Ntuli further alleged that similar rules had not been applied consistently in previous leadership contests.
She claimed that a leadership contender she ran against — now DA leader John Steenhuisen — had allegedly failed to meet tithe obligations over a number of years but was still permitted to stand.
The DA has not publicly responded to that specific allegation.
Analyst Sanusha Naidoo said the matter exposed a regulatory grey area where party roles intersect with state responsibilities.
“There is a broader question around whether if you are earning a government salary you can then also earn another income stream,” she said, adding that the issue raises further concerns around disclosure, taxation and the ability of office-bearers to fulfil their official responsibilities.
Under South Africa’s tax framework, allowances, salaries and benefits are generally treated as taxable remuneration and must be declared as part of an individual’s gross income.
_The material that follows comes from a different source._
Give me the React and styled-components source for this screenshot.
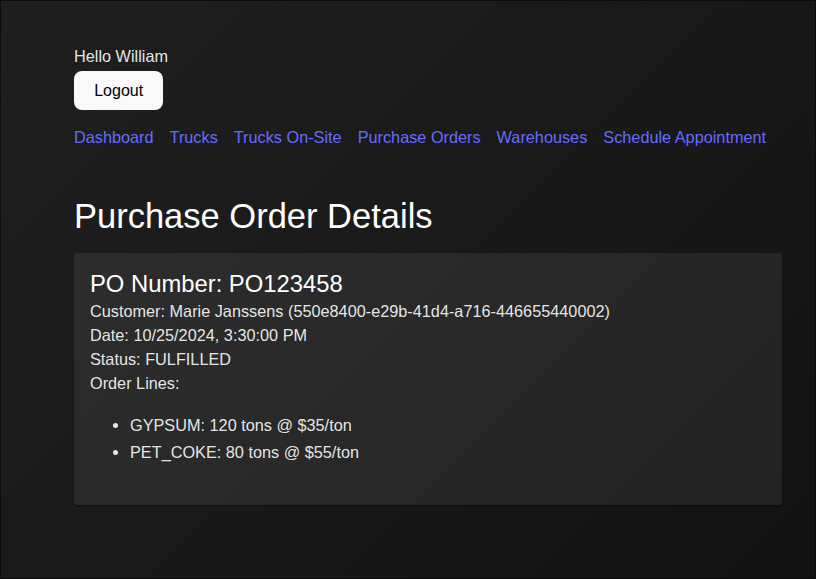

Where payments are fixed, recurring and not directly linked to reimbursing actual expenses, they are typically classified as income and reflected on an IRP5 certificate.
Naidoo said this adds a further layer of complexity.
“If it is treated as income for tax purposes, then the question arises as to how it is being declared and recorded,” she said.
SA Revenue Service guidance indicates that payments labelled as allowances remain taxable unless they meet strict reimbursement criteria and must be disclosed in annual tax returns. Classification is determined by the substance of the payment rather than its label.
Naidoo said the intersection of constitutional rules, ethics obligations and tax compliance is likely to be central to any assessment. “It brings together questions of legality, disclosure and tax compliance,” she said.